Loss & Damage / Internationale Klimafinanzierung
Durchbruch bei der Finanzierung von Schäden und Verlusten auf der COP27
Die COP27, welche im November im ägyptischen Sharm el-Sheikh stattfand, wurde besonders von einem Thema geprägt: Den immer häufiger auftretenden klimawandelbedingten Schäden und Verlusten (engl. Loss and Damage) und deren entsprechende Finanzierung. Bisher gibt es hierzu keine klare Finanzierungsstruktur. Nun standen aber, dank der beständigen Forderungen des Globalen Südens und der internationalen Zivilgesellschaft, auf der COP27 Beschlüsse zu Finanzierungsvereinbarungen („funding arrangements“) im Mittelpunkt.
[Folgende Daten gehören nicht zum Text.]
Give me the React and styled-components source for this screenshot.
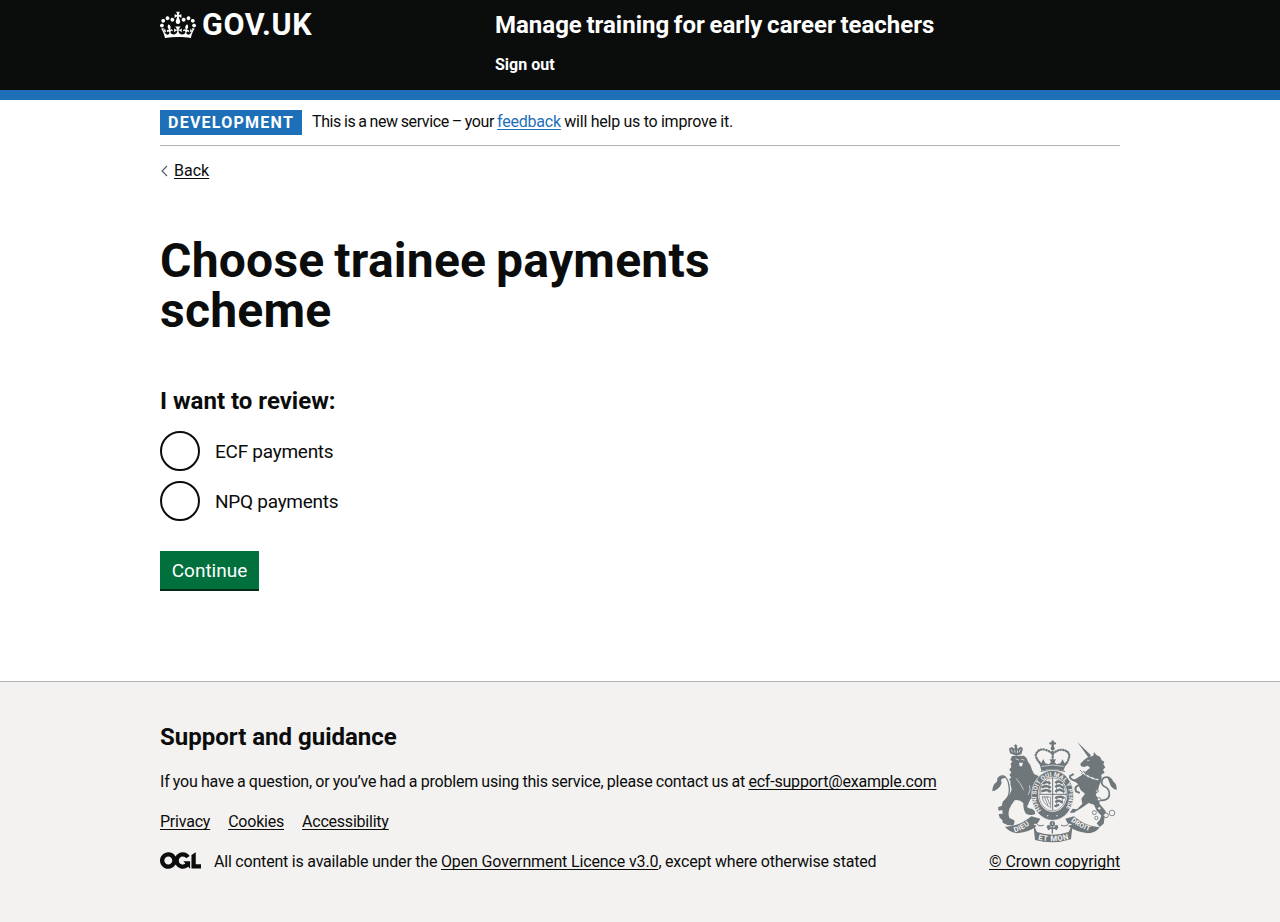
import React from 'react';
import styled, { createGlobalStyle } from 'styled-components';

const Global = createGlobalStyle`
  *, *::before, *::after { box-sizing: border-box; }
  html, body { margin: 0; padding: 0; background: #f3f2f1; }
  body { font-family: Roboto, "Liberation Sans", sans-serif; color: #0b0c0c; }
  h1, h2, p { margin: 0; padding: 0; }
`;

const Container = styled.div`
  width: 960px;
  margin: 0 auto;
`;

const Header = styled.header`
  height: 100px;
  background: #0b0c0c;
  border-bottom: 10px solid #1d70b8;
  color: #fff;
`;

const HeaderRow = styled(Container)`
  display: grid;
  grid-template-columns: 335px 1fr;
`;

const Logo = styled.a`
  display: flex;
  align-items: flex-start;
  gap: 6px;
  height: 50px;
  padding-top: 9px;
  color: #fff;
`;

const Crown = styled.svg`
  width: 36px;
  height: 32px;
  fill: currentColor;
  display: block;
`;

const LogoText = styled.span`
  padding-top: 1px;
  font: 700 30.5px/30px Roboto, sans-serif;
  letter-spacing: 0.65px;
`;

const ServiceName = styled.a`
  display: block;
  padding-top: 10px;
  font-size: 24px;
  line-height: 30px;
  font-weight: 700;
  word-spacing: -1.3px;
  white-space: nowrap;
`;

const NavLink = styled.a`
  display: block;
  margin-top: 15px;
  font-size: 16px;
  line-height: 20px;
  font-weight: 700;
`;

const Page = styled.div`
  background: #fff;
`;

const PhaseBanner = styled.div`
  display: flex;
  align-items: flex-start;
  gap: 10px;
  height: 46px;
  padding: 10px 0;
  border-bottom: 1px solid #b1b4b6;
`;

const Tag = styled.strong`
  width: 142px;
  height: 25px;
  padding-left: 8px;
  background: #1d70b8;
  color: #fff;
  font-size: 16px;
  line-height: 25px;
  letter-spacing: 1.25px;
  white-space: nowrap;
`;

const Text = styled.p`
  margin-top: ${(p) => p.$top || 0}px;
  font-size: 16px;
  line-height: 20px;
  letter-spacing: ${(p) => p.$track}px;
  word-spacing: ${(p) => p.$word || 0}px;
  white-space: nowrap;
`;

const Span = styled.span`
  letter-spacing: ${(p) => p.$track}px;
  word-spacing: ${(p) => p.$word}px;
`;

const Link = styled.a`
  color: ${(p) => (p.$blue ? '#1d70b8' : 'inherit')};
  text-decoration: underline;
  text-decoration-thickness: 1px;
  text-underline-offset: 2px;
  text-decoration-skip-ink: none;
  letter-spacing: ${(p) => (p.$track === undefined ? 'inherit' : `${p.$track}px`)};
`;

const BackLink = styled.div`
  display: flex;
  align-items: center;
  gap: 6px;
  margin-top: 15px;
  height: 20px;
  font-size: 16px;
  line-height: 20px;
`;

const Main = styled.main`
  padding: 55px 0 90px;
  height: 500px;
`;

const Title = styled.h1`
  width: 630px;
  font-size: 48px;
  line-height: 50px;
  font-weight: 700;
  letter-spacing: 0.24px;
  word-spacing: -2.3px;
  margin-bottom: 50px;
`;

const Heading = styled.h2`
  font-size: 24px;
  line-height: 30px;
  font-weight: 700;
`;

const Radios = styled.div`
  display: grid;
  gap: 10px;
  margin: 15px 0 30px;
`;

const Option = styled.label`
  display: flex;
  align-items: center;
  gap: 15px;
  height: 40px;
  font-size: 19px;
  line-height: 25px;
  letter-spacing: -0.26px;
`;

const Radio = styled.input`
  appearance: none;
  width: 40px;
  height: 40px;
  margin: 0;
  border: 2px solid #0b0c0c;
  border-radius: 50%;
`;

const Button = styled.button`
  display: block;
  width: 99px;
  height: 40px;
  border: 0;
  border-bottom: 2px solid #002d18;
  padding: 1px 0 0;
  background: #00703c;
  color: #fff;
  font: 400 19px/37px Roboto, sans-serif;
`;

const Footer = styled.footer`
  height: 241px;
  border-top: 1px solid #b1b4b6;
  background: #f3f2f1;
`;

const FooterRow = styled(Container)`
  display: flex;
  justify-content: space-between;
  padding-top: 40px;
`;

const FooterLinks = styled.div`
  display: flex;
  gap: 18px;
  margin: 20px 0;
  font-size: 16px;
  line-height: 20px;
  letter-spacing: -0.22px;
`;

const Licence = styled.div`
  display: flex;
  align-items: center;
  gap: 13px;
`;

const Ogl = styled.svg`
  width: 41px;
  height: 17px;
  fill: currentColor;
  margin-bottom: 3px;
`;

const Copyright = styled.div`
  width: 131px;
  padding-top: 18px;
`;

const CrestArt = styled.svg`
  display: block;
  width: 125px;
  height: 102px;
  margin: 0 0 10px 3px;
  overflow: visible;
`;

const GREY = '#6f777b';
const PAPER = '#f3f2f1';

const Ball = ({ x, y, r = 4 }) => <circle cx={x} cy={y} r={r} fill={GREY} />;

function Crest() {
  const line = { fill: 'none', stroke: GREY, strokeLinecap: 'round', strokeLinejoin: 'round' };
  const light = { fill: 'none', stroke: PAPER, strokeLinecap: 'round', strokeLinejoin: 'round' };
  const motto = { fill: PAPER, fontFamily: 'Roboto, sans-serif', fontWeight: 700 };
  return (
    <CrestArt viewBox="36 30 375 306" role="img" aria-label="Royal coat of arms">
      <defs>
        <path id="garter" d="M184 241A49 59 0 1 1 252 241" />
        <path id="ribbon-left" d="M104 307Q136 298 160 274" />
        <path id="ribbon-mid" d="M174 328Q218 340 266 327" />
        <path id="ribbon-right" d="M272 273Q302 299 342 306" />
      </defs>

      {/* lion: tail, body and legs */}
      <path {...line} strokeWidth="4" d="M76 211Q90 196 88 176Q86 145 71 138Q60 135 53 147" />
      <path fill={GREY} d="M76 137Q54 137 50 156Q37 163 37 184Q55 180 62 166Q67 159 63 149Q68 143 76 144Z" />
      <path fill={GREY} d="M96 78L131 77Q141 82 144 95L151 105L156 119L162 132L177 139L172 149L179 156L170 164L174 176L166 184L171 197L160 195L164 209L152 206Q145 221 141 231Q149 238 156 236Q168 243 165 253Q152 258 139 252Q129 241 130 219Q118 208 104 211Q94 224 88 237Q83 256 89 265L102 270Q106 278 99 287L82 285L68 278L67 270L59 263L56 252L68 251L67 240L56 242L54 232L66 227Q66 214 76 208Q91 196 95 178Q91 167 91 154L87 147L94 143L88 134L94 128L88 118L94 112L92 101L97 94L91 90Z" />
      <path {...light} strokeWidth="2" d="M108 87L116 90M125 88L132 90M109 146Q122 160 130 178M149 167Q154 180 145 194" />
      <path fill={PAPER} d="M117 98L129 98L126 109L119 109Z" />
      {/* lion's crown */}
      <path fill={GREY} d="M90 70L87 57Q89 50 97 52L104 57L104 48L111 48L112 57L121 50Q130 52 128 59L124 73L109 77Z" />
      <path {...light} strokeWidth="2" d="M94 59L97 66M104 61L105 67M113 61L112 68M121 58L118 66" />
      <path {...line} strokeWidth="3" d="M107 44V51M103 47H111" />

      {/* imperial crown */}
      <path {...line} strokeWidth="7" d="M218 34V57M211 40H225" />
      <circle cx="218" cy="55" r="6" fill={GREY} />
      <path {...line} strokeWidth="7" strokeDasharray="1 7" d="M184 103Q164 83 168 72Q176 55 195 59Q208 63 218 71Q232 60 245 59Q267 62 268 77Q266 94 254 106" />
      <path {...line} strokeWidth="7" strokeDasharray="1 7" d="M218 65V96" />
      <path fill={GREY} d="M180 106L174 95L184 98L190 87L196 100L207 103L213 96L208 87L218 90L228 87L224 97L230 103L241 100L248 88L253 99L263 96L256 107L250 122Q218 114 184 122Z" />
      <path {...light} strokeWidth="2" d="M186 109Q218 101 250 109" />
      <path {...line} strokeWidth="3" d="M183 124Q218 114 254 124" />

      {/* garter and shield */}
      <ellipse cx="218" cy="196" rx="63" ry="75" fill={GREY} stroke={PAPER} strokeWidth="2" />
      <text {...motto} fontSize="18.5" letterSpacing="0.3">
        <textPath href="#garter">HONI SOIT QUI MAL Y PENSE</textPath>
      </text>
      <ellipse cx="218" cy="193" rx="44" ry="53" fill={PAPER} />
      <ellipse cx="218" cy="193" rx="41" ry="50" {...line} strokeWidth="2" />
      <path {...line} strokeWidth="3" d="M218 145V240M179 193H258" />
      <path {...line} strokeWidth="7" d="M191 160L199 156L209 159M187 171L199 168L210 172M187 183L199 180L211 184M228 157L236 154L245 159M228 169L238 166L250 173M228 183L239 179L251 184M228 203L240 200L251 203M228 215L237 212L246 217M226 228L235 225" />
      <path {...line} strokeWidth="2.2" d="M182 164V190M207 152V188M230 152V188M251 166V190M230 199V231M247 198V216M187 201Q187 219 208 231M193 200L204 227M200 199L209 222M187 201H212V234" />
      <path {...light} strokeWidth="4" d="M203 257V257.5M231 257V257.5" />

      {/* unicorn: horn, head, body and legs */}
      <path fill={GREY} d="M292 36L333 76L326 83Z" />
      <path fill={GREY} d="M323 82L340 77L342 66L349 75L360 80L365 91L373 95L370 103L376 112L369 119L374 128L364 134L365 149L358 165L354 180L347 195L357 208L359 222L376 242L383 260L374 261L371 281L359 291L350 280L359 270L364 257L350 242L342 224L326 219L308 232Q292 242 281 248L269 248L278 236L291 238L307 221L304 206L315 191L302 180L293 161L280 151L290 145L307 134L322 120L330 114L324 107L312 111L303 109L301 101L312 90Z" />
      <path {...light} strokeWidth="5" d="M304 123Q325 145 353 148" />
      <path {...line} strokeWidth="2.5" d="M301 121L307 127L312 123L318 136L325 130L331 142L340 136L345 147L356 144M304 130Q325 149 352 153" />
      <path {...light} strokeWidth="2" d="M322 91L328 91" />
      <path {...line} strokeWidth="6" d="M292 154Q268 150 270 138L279 133M305 165Q281 165 288 184L297 188" />
      <path {...line} strokeWidth="5" d="M357 211Q387 213 388 194Q389 175 372 169Q359 160 370 144Q386 136 396 152" />
      <path fill={GREY} d="M382 142Q394 145 399 154Q411 161 410 180Q393 175 389 160Z" />
      {/* chain */}
      <g fill={PAPER} stroke={GREY} strokeWidth="2.5">
        <circle cx="351" cy="183" r="4" />
        <circle cx="357" cy="208" r="5" />
        <circle cx="358" cy="235" r="5" />
        <circle cx="343" cy="248" r="6" />
        <circle cx="349" cy="264" r="5" />
        <circle cx="378" cy="256" r="7" />
        <circle cx="396" cy="249" r="8.5" />
      </g>

      {/* ribbon */}
      <path fill={GREY} d="M75 290Q115 291 154 259L181 266L173 280L160 283L170 288Q149 306 112 310Q86 306 75 290ZM359 292Q319 291 282 259L256 266L263 280L277 283L264 288Q288 306 324 310Q348 309 359 292Z" />
      <path fill={GREY} d="M160 282L171 306Q218 322 266 306L278 282L273 328Q219 345 165 330Z" />
      <path {...line} strokeWidth="3" d="M168 278Q174 292 190 286M268 278Q260 293 244 286" />
      <text {...motto} fontSize="22" letterSpacing="1"><textPath href="#ribbon-left">DIEU</textPath></text>
      <text {...motto} fontSize="23" letterSpacing="1.7"><textPath href="#ribbon-mid">ET MON</textPath></text>
      <text {...motto} fontSize="21" letterSpacing="0.9"><textPath href="#ribbon-right">DROIT</textPath></text>
      {/* rose and thistle */}
      <path {...line} strokeWidth="4" d="M217 275V309M205 298Q217 290 230 298" />
      <Ball x={217} y={281} r={8} />
      <Ball x={206} y={291} r={6} />
      <Ball x={229} y={291} r={6} />
      <path {...light} strokeWidth="2" d="M217 278V284" />
    </CrestArt>
  );
}

export default function App() {
  return (
    <>
      <Global />
      <Header>
        <HeaderRow>
          <Logo>
            <Crown viewBox="0 0 132 97">
              <path d="M25 30.2c3.5 1.5 7.7-.2 9.1-3.7 1.5-3.6-.2-7.8-3.9-9.2-3.6-1.4-7.6.3-9.1 3.9-1.4 3.5.3 7.5 3.9 9zM9 39.5c3.6 1.5 7.8-.2 9.2-3.7 1.5-3.6-.2-7.8-3.9-9.1-3.6-1.5-7.6.2-9.1 3.8-1.4 3.5.3 7.5 3.8 9zM4.4 57.2c3.5 1.5 7.7-.2 9.1-3.8 1.5-3.6-.2-7.7-3.9-9.1-3.5-1.5-7.6.3-9.1 3.8-1.4 3.5.3 7.6 3.9 9.1zm38.3-21.4c3.5 1.5 7.7-.2 9.1-3.8 1.5-3.6-.2-7.7-3.9-9.1-3.6-1.5-7.6.3-9.1 3.8-1.3 3.6.4 7.7 3.9 9.1zm64.4-5.6c-3.6 1.5-7.8-.2-9.1-3.7-1.5-3.6.2-7.8 3.8-9.2 3.6-1.4 7.7.3 9.2 3.9 1.3 3.5-.4 7.5-3.9 9zm15.9 9.3c-3.6 1.5-7.7-.2-9.1-3.7-1.5-3.6.2-7.8 3.7-9.1 3.6-1.5 7.7.2 9.2 3.8 1.5 3.5-.3 7.5-3.8 9zm4.7 17.7c-3.6 1.5-7.8-.2-9.2-3.8-1.5-3.6.2-7.7 3.9-9.1 3.6-1.5 7.7.3 9.2 3.8 1.3 3.5-.4 7.6-3.9 9.1zM89.3 35.8c-3.6 1.5-7.8-.2-9.2-3.8-1.4-3.6.2-7.7 3.9-9.1 3.6-1.5 7.7.3 9.2 3.8 1.4 3.6-.3 7.7-3.9 9.1zM69.7 17.7l8.9 4.7V9.3l-8.9 2.8c-.2-.3-.5-.6-.9-.9L72.4 0H59.6l3.5 11.2c-.3.3-.6.5-.9.9l-8.8-2.8v13.1l8.8-4.7c.3.3.6.7.9.9l-5 15.4v.1c-.2.8-.4 1.6-.4 2.4 0 4.1 3.1 7.5 7 8.1h.2c.3 0 .7.1 1 .1.4 0 .7 0 1-.1h.2c4-.6 7.1-4.1 7.1-8.1 0-.8-.1-1.7-.4-2.4V34l-5.1-15.4c.4-.2.7-.6 1-.9zM66 92.8c16.9 0 32.8 1.1 47.1 3.2 4-16.9 8.9-26.7 14-33.5l-9.6-3.4c1 4.9 1.1 7.2 0 10.2-1.5-1.4-3-4.3-4.2-8.7L108.6 76c2.8-2 5-3.2 7.5-3.3-4.4 9.4-10 11.9-13.6 11.2-4.3-.8-6.3-4.6-5.6-7.9 1-4.7 5.7-5.9 8-.5 4.3-8.7-3-11.4-7.6-8.8 7.1-7.2 7.9-13.5 2.1-21.1-8 6.1-8.1 12.3-4.5 20.8-4.7-5.4-12.1-2.5-9.5 6.2 3.4-5.2 7.9-2 7.2 3.1-.6 4.3-6.4 7.8-13.5 7.2-10.3-.9-10.9-8-11.2-13.8 2.5-.5 7.1 1.8 11 7.3L80.2 60c-4.1 4.4-8 5.3-12.3 5.4 1.4-4.4 8-11.6 8-11.6H55.5s6.4 7.2 7.9 11.6c-4.2-.1-8-1-12.3-5.4l1.4 16.4c3.9-5.5 8.5-7.7 10.9-7.3-.3 5.8-.9 12.8-11.1 13.8-7.2.6-12.9-2.9-13.5-7.2-.7-5 3.8-8.3 7.1-3.1 2.7-8.7-4.6-11.6-9.4-6.2 3.7-8.5 3.6-14.7-4.6-20.8-5.8 7.6-5 13.9 2.2 21.1-4.7-2.6-11.9.1-7.7 8.8 2.3-5.5 7.1-4.2 8.1.5.7 3.3-1.3 7.1-5.7 7.9-3.5.7-9-1.8-13.5-11.2 2.5.1 4.7 1.3 7.5 3.3l-4.7-15.4c-1.2 4.4-2.7 7.2-4.3 8.7-1.1-3-.9-5.3 0-10.2l-9.5 3.4c5 6.9 9.9 16.7 14 33.5 14.8-2.1 30.8-3.2 47.7-3.2z" />
            </Crown>
            <LogoText>GOV.UK</LogoText>
          </Logo>
          <div>
            <ServiceName>Manage training for early career teachers</ServiceName>
            <NavLink>Sign out</NavLink>
          </div>
        </HeaderRow>
      </Header>
      <Page>
        <Container>
          <PhaseBanner>
            <Tag>DEVELOPMENT</Tag>
            <Text $top={2} $track={-0.22}>
              <Span $track={-0.38} $word={-0.65}>This is a new service – your </Span>
              <Link $blue>feedback</Link>
              <Span $track={-0.2} $word={-0.3}> will help us to improve it.</Span>
            </Text>
          </PhaseBanner>
          <BackLink>
            <svg width="8" height="12" viewBox="0 0 8 12" fill="none" stroke="#505a5f" strokeWidth="1.1">
              <path d="M7 1 2 6l5 5" />
            </svg>
            <Link>Back</Link>
          </BackLink>
          <Main>
            <Title>Choose trainee payments scheme</Title>
            <Heading>I want to review:</Heading>
            <Radios>
              <Option><Radio type="radio" name="scheme" />ECF payments</Option>
              <Option><Radio type="radio" name="scheme" />NPQ payments</Option>
            </Radios>
            <Button>Continue</Button>
          </Main>
        </Container>
      </Page>
      <Footer>
        <FooterRow>
          <div>
            <Heading>Support and guidance</Heading>
            <Text $top={20} $track={-0.2} $word={-0.45}>
              If you have a question, or you’ve had a problem using this service, please contact us at <Link>ecf-support@example.com</Link>
            </Text>
            <FooterLinks>
              <Link>Privacy</Link>
              <Link>Cookies</Link>
              <Link>Accessibility</Link>
            </FooterLinks>
            <Licence>
              <Ogl viewBox="0 0 483.2 195.7">
                <path d="M421.5 142.8V.1l-50.7 32.3v161.1h112.4v-50.7zm-122.3-9.6A47.12 47.12 0 0 1 221 97.8c0-26 21.1-47.1 47.1-47.1 16.7 0 31.4 8.7 39.7 21.8l42.7-27.2A97.63 97.63 0 0 0 268.1 0c-36.5 0-68.3 20.1-85.1 49.7A98 98 0 0 0 97.8 0C43.9 0 0 43.9 0 97.8s43.9 97.8 97.8 97.8c36.5 0 68.3-20.1 85.1-49.7a97.76 97.76 0 0 0 149.6 25.4l19.4 22.2h3v-87.8h-80l24.3 27.5zM97.8 145c-26 0-47.1-21.1-47.1-47.1s21.1-47.1 47.1-47.1 47.1 21.1 47.1 47.1S123.8 145 97.8 145" />
              </Ogl>
              <Text $track={-0.19} $word={-0.1}>
                All content is available under the <Link $track={-0.12}>Open Government Licence v3.0</Link>, except where otherwise stated
              </Text>
            </Licence>
          </div>
          <Copyright>
            <Crest />
            <Text $track={-0.08}><Link>© Crown copyright</Link></Text>
          </Copyright>
        </FooterRow>
      </Footer>
    </>
  );
}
Auf diese Aspekte fokussiert dieser Beitrag, auch wenn noch andere finanzrelevante Entscheidungen bei der COP27 getroffen wurden.
Annahme des Agendapunktes zur Finanzierung von Verlusten und Schäden
Im Vorfeld der Verhandlungen ernannte die ägyptische Präsidentschaft die deutsche Staatssekretärin Jennifer Morgan und die chilenische Umweltministerin Maisa Rojas zu Co-Fazilitatorinnen, um die Staaten gemeinsam zu einem Beschluss zur Finanzierung von Verlusten und Schäden zu führen. Das stellte eine große Herausforderung dar, da die Fronten vor der COP27 sehr verhärtet waren.
Doch die Vorarbeit der Fazilitatorinnen trug zu einem ersten Erfolg zu Beginn der COP bei: Nach 30 Jahren des Lobbyierens von der Allianz der Small Island Developing States (AOSIS), der am wenigsten entwickelten Länder (LDCs) und der Verhandlungsgruppe der G77 und China – im Nachfolgenden fassen wir diese sich stark überlappenden Gruppen als „Globaler Süden“ zusammen – wurde das Thema klimawandelbedingte Schäden und Verluste auf der COP27 erstmalig durch den Agendapunkt 8f „Matters relating to funding arrangements for addressing loss and damage“ auf die Agenda gesetzt. Das kann als historischer Meilenstein für mehr Klimagerechtigkeit gesehen werden, welcher in den vergangenen Jahrzehnten durch den Globalen Norden (hier für die klassischen Industrieländer im Sinne der Konvention) blockiert wurde. Die anfängliche Euphorie flachte jedoch schnell ab, da der Globale Norden und Süden sehr divergierende Standpunkte in den Verhandlungen vertraten. Während der Globale Süden anfänglich eine Finanzfazilität für Schäden und Verluste forderte, lehnte der Globale Norden diese ab und verwies auf bereits existierende Finanzierungsmöglichkeiten (innerhalb und außerhalb des UNFCCC), erst zu schließende Lücken und auf ein Zusammenspiel aus verschiedenen Lösungen. Jedoch bekräftigten alle Vertragsparteien die Dringlichkeit, Schäden und Verluste zu adressieren und erkannten die Finanzierungslücken an.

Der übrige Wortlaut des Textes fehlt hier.